Among the lines listed below, count those that include the string "TypeScript", and state only the count.

• Given entries
= = =

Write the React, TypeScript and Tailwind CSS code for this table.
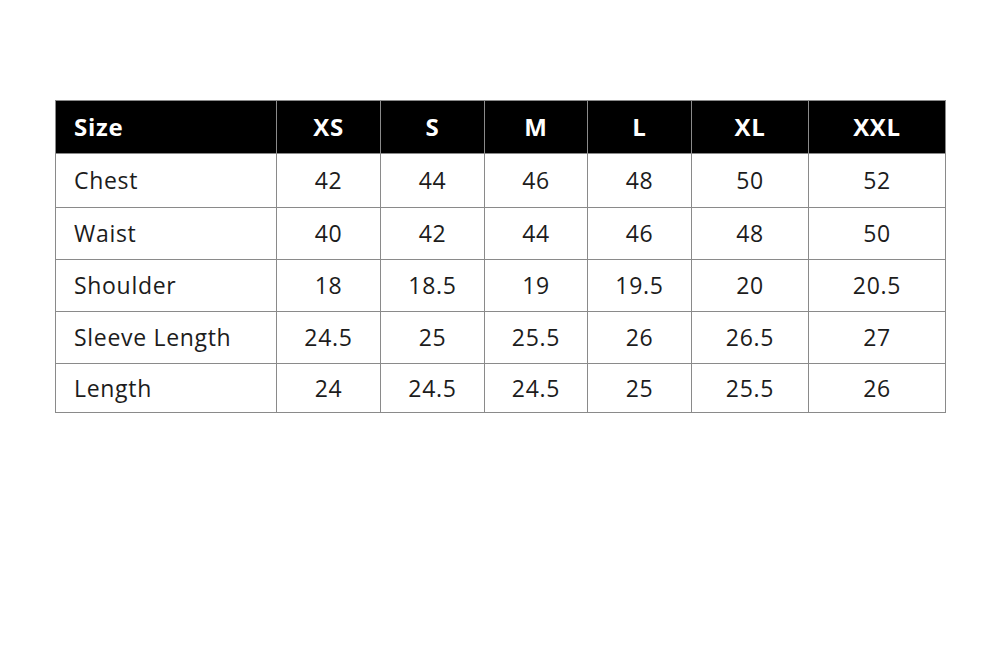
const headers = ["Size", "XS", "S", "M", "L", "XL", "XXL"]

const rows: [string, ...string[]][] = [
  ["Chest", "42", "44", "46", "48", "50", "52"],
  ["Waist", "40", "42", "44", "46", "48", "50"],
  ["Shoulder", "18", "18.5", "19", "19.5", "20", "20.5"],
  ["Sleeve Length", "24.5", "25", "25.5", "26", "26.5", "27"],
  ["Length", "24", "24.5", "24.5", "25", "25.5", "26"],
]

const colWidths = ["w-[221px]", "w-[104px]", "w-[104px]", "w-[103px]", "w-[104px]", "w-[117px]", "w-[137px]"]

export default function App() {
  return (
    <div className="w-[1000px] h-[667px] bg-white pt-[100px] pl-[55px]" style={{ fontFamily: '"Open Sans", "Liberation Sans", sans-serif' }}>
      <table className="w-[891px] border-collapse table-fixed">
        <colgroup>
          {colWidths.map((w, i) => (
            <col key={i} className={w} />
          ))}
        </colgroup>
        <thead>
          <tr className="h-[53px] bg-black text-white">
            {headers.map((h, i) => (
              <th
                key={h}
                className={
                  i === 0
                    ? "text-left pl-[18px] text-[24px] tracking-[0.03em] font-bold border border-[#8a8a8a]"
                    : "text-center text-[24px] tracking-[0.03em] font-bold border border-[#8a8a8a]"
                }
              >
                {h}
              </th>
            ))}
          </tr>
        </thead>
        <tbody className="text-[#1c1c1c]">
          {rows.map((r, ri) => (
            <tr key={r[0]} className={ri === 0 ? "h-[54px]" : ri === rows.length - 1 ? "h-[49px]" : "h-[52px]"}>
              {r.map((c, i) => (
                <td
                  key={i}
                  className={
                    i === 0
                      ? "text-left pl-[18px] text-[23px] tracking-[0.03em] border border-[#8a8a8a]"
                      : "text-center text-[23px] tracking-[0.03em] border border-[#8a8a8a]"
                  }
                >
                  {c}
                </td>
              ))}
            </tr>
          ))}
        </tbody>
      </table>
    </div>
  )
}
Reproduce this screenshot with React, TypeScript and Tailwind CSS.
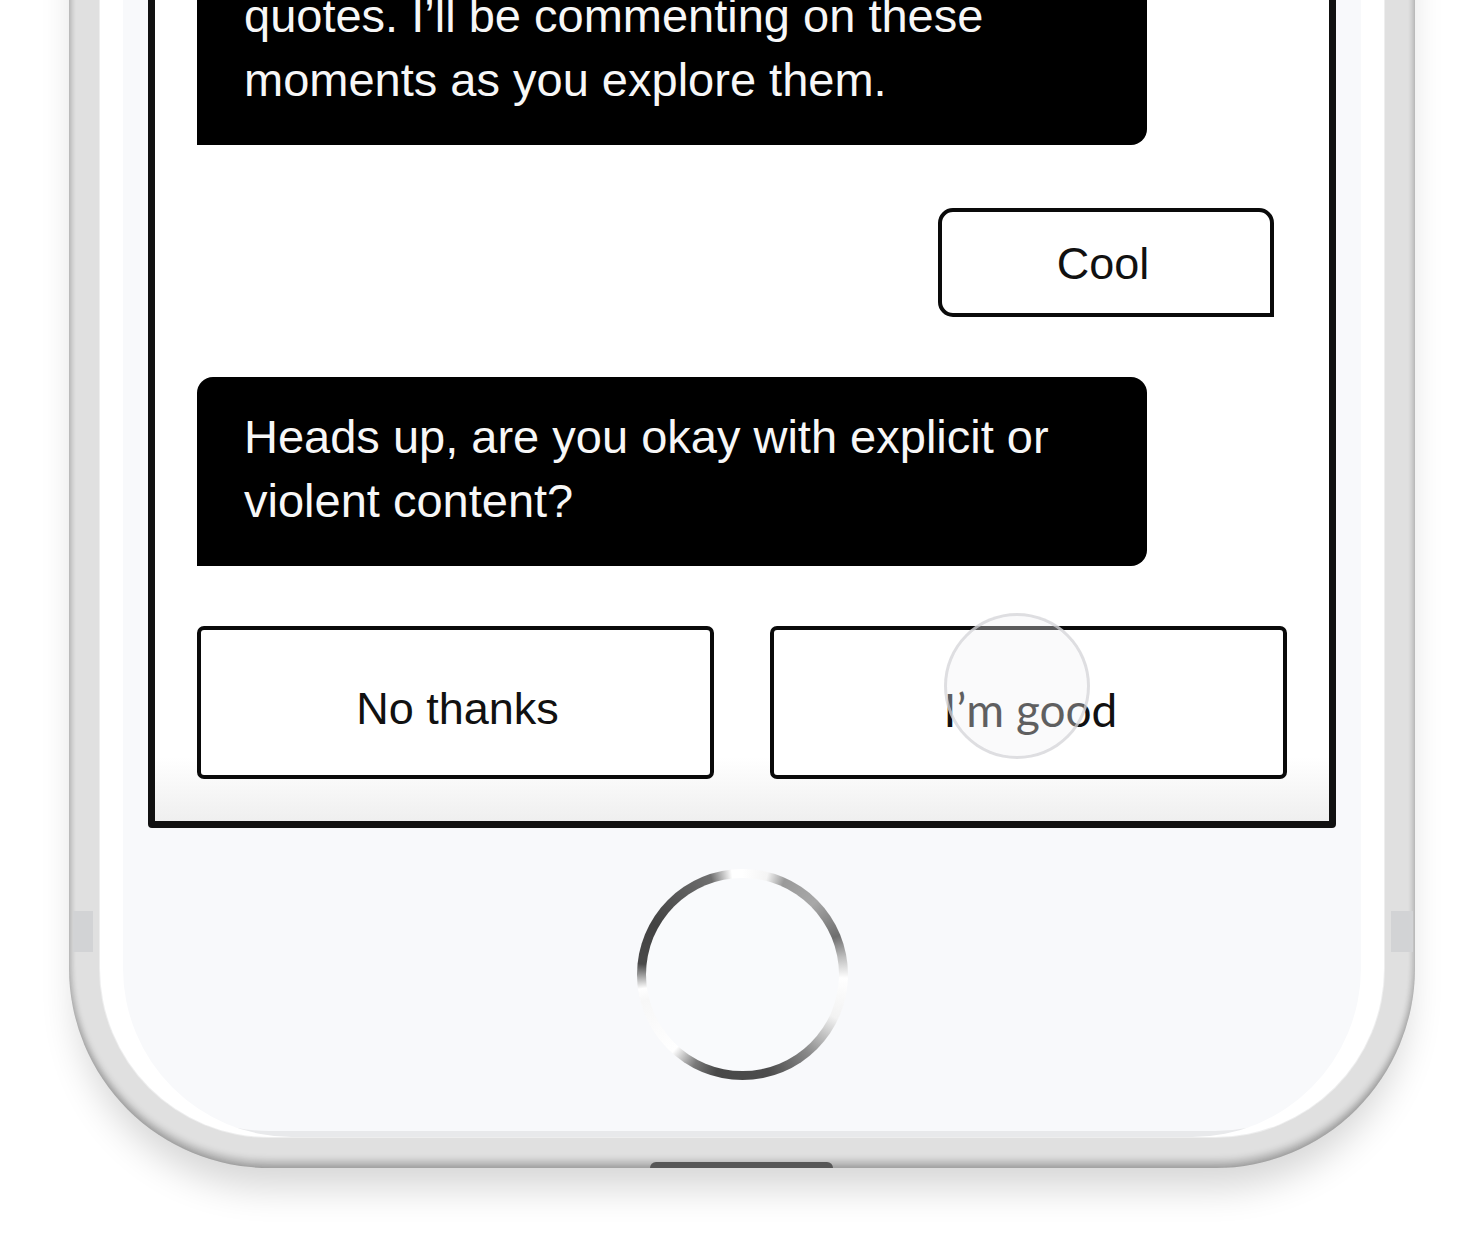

= = =

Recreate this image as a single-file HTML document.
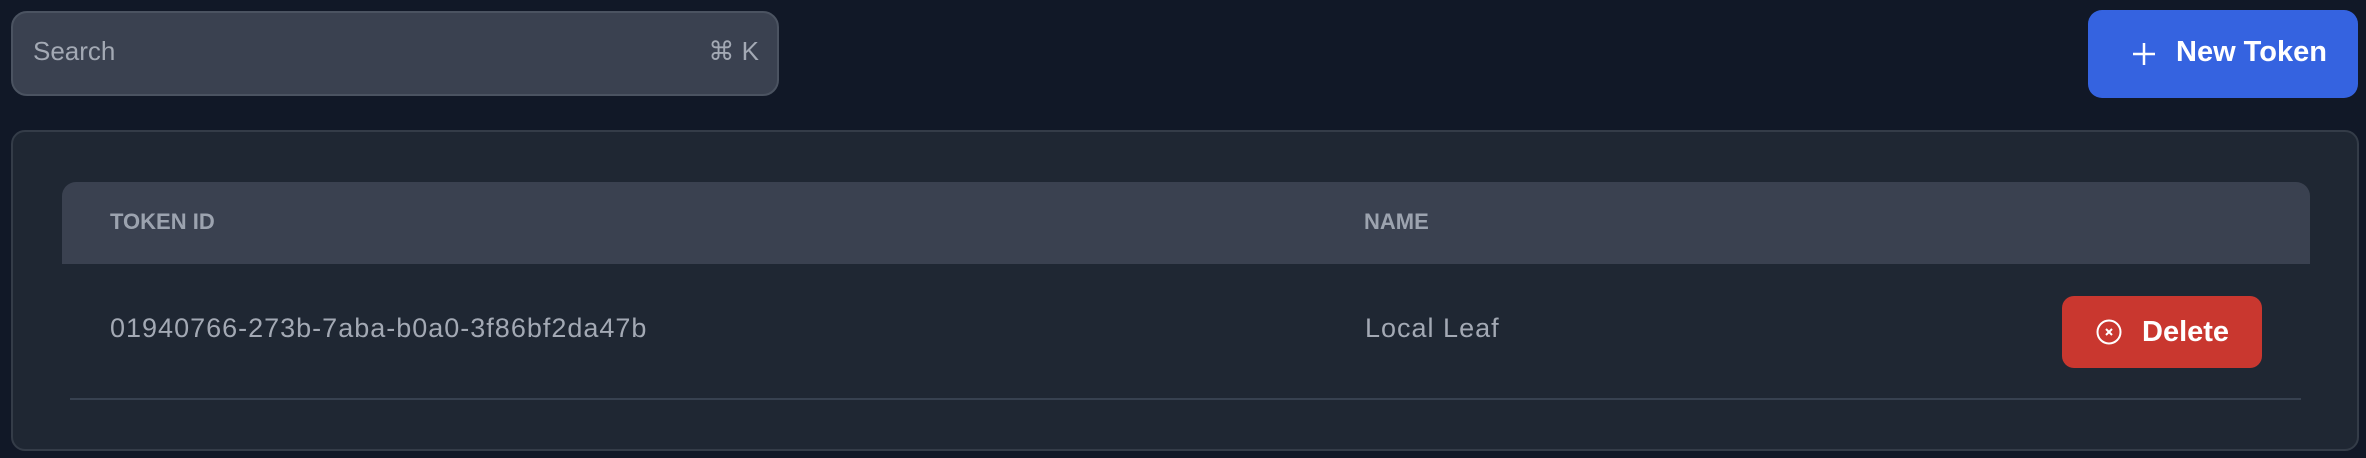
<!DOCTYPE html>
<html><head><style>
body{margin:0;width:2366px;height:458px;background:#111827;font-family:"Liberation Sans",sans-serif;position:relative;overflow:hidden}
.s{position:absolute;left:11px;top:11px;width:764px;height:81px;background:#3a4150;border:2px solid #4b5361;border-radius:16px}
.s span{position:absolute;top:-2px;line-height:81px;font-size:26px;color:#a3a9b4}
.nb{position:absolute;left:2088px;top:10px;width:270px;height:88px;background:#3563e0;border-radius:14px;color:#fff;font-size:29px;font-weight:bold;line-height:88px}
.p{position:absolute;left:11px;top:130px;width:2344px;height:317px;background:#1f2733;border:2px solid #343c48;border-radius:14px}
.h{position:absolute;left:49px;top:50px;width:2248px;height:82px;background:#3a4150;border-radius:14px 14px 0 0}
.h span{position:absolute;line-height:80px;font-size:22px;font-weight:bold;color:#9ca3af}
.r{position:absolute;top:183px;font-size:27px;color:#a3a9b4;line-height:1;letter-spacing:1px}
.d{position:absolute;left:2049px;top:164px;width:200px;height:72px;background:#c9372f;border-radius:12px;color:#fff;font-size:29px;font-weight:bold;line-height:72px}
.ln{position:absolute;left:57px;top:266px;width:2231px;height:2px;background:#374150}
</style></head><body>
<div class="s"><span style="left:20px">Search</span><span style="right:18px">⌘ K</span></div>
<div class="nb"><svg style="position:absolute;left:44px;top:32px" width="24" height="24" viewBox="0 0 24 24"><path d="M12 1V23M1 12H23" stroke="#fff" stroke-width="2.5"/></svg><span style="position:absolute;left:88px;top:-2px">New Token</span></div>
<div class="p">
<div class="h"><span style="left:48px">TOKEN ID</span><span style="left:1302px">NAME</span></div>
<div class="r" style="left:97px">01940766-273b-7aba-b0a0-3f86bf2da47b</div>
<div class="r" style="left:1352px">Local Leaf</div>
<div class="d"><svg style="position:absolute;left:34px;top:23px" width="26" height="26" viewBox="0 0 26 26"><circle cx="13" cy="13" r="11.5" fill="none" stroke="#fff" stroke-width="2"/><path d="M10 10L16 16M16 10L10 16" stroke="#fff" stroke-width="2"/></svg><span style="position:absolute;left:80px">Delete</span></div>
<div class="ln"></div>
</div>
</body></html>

= = =

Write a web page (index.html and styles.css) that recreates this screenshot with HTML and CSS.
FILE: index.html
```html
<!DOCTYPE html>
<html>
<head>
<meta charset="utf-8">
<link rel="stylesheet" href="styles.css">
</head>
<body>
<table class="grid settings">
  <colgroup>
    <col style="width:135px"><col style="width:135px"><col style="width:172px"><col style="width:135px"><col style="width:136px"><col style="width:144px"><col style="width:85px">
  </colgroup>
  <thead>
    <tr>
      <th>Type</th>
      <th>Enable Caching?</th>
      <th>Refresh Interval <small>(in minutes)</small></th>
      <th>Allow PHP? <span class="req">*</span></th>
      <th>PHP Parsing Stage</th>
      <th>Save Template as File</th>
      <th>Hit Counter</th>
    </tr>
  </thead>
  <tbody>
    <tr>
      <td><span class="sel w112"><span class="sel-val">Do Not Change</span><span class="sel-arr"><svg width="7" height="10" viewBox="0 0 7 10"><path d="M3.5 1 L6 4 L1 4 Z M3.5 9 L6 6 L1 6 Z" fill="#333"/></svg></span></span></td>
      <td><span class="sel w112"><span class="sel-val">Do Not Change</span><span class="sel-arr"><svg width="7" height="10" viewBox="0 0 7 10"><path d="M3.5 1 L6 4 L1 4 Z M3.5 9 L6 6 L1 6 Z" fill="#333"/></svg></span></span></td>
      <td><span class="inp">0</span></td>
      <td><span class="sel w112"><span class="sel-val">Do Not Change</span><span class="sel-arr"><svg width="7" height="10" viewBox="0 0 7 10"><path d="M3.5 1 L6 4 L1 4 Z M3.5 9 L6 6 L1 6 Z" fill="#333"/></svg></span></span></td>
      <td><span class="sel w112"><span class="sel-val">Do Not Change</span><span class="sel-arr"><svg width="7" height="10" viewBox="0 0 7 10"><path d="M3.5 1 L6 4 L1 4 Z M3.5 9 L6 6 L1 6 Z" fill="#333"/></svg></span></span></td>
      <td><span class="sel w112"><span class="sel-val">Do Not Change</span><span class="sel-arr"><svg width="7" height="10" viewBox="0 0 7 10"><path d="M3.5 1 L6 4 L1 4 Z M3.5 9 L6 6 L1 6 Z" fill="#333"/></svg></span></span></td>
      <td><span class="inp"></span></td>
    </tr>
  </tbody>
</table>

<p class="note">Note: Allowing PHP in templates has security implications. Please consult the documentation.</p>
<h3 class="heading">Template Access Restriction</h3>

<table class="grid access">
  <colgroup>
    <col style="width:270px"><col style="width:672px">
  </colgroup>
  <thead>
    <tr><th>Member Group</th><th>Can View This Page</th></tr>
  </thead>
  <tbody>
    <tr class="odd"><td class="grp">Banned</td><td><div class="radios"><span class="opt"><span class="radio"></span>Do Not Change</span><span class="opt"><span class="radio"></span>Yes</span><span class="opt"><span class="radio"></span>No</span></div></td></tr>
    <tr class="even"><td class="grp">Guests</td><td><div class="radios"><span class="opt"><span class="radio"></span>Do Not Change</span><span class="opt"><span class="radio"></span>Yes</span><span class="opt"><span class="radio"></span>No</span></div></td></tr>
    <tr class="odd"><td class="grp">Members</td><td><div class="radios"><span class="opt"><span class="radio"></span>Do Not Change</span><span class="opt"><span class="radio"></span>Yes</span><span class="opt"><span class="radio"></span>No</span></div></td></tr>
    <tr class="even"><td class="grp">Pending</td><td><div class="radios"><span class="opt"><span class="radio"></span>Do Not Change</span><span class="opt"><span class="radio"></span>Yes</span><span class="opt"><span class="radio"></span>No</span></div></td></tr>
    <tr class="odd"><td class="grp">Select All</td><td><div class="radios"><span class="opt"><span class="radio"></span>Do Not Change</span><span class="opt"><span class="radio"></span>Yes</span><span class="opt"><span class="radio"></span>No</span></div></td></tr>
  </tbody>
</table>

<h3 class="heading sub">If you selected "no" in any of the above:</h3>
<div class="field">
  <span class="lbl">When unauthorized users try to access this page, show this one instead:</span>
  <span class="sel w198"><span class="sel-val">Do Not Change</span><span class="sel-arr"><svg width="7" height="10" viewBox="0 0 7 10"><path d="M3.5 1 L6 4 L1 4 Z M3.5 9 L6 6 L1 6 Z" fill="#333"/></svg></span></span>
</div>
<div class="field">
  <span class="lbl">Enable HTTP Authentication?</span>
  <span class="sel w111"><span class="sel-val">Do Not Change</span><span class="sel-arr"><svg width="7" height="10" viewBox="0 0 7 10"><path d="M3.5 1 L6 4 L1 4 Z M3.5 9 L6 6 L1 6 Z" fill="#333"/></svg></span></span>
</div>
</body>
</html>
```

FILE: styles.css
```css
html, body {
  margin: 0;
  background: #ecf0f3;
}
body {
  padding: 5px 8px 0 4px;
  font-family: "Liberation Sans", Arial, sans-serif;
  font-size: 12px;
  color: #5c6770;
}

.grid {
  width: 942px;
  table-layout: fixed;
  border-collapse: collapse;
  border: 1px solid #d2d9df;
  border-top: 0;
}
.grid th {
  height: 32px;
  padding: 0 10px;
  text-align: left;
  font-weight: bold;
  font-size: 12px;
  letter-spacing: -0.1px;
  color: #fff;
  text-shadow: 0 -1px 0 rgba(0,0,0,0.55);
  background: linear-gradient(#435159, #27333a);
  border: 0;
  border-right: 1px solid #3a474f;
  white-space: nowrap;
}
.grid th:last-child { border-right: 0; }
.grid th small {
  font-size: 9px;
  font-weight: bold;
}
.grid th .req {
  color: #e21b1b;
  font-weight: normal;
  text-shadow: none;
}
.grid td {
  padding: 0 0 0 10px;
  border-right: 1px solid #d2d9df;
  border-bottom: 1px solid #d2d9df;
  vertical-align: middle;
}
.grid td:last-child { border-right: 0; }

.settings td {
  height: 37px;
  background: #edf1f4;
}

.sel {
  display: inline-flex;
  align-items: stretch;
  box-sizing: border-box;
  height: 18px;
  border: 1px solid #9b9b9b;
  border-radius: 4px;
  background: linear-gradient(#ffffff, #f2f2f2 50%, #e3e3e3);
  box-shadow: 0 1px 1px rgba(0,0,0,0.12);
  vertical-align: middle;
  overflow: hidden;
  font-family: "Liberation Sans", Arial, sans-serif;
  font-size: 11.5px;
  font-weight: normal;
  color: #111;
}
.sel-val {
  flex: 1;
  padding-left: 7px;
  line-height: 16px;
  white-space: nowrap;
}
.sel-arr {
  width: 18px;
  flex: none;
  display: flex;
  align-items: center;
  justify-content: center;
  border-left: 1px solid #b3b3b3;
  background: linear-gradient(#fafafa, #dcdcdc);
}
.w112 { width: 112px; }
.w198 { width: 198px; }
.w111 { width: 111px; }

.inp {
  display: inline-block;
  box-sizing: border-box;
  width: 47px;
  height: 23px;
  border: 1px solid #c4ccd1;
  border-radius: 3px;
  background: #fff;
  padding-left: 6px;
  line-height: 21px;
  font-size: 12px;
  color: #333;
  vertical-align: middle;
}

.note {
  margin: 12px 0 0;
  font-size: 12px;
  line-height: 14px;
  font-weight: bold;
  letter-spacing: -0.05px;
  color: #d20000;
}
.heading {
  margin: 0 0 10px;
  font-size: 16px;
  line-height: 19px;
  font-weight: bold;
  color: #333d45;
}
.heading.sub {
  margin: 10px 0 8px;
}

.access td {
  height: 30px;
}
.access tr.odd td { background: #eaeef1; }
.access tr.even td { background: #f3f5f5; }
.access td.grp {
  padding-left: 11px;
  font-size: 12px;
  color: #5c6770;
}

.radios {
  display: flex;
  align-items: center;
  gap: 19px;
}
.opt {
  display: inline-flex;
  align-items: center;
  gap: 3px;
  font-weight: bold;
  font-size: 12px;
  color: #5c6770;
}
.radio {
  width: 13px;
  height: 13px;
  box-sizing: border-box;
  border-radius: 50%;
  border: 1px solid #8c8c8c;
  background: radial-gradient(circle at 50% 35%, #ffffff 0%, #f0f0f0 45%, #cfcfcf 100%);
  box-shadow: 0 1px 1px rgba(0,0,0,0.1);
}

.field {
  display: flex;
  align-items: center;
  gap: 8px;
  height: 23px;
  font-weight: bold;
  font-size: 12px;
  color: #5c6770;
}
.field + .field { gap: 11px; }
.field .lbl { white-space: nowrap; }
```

= = =

• Solution for this exercise
2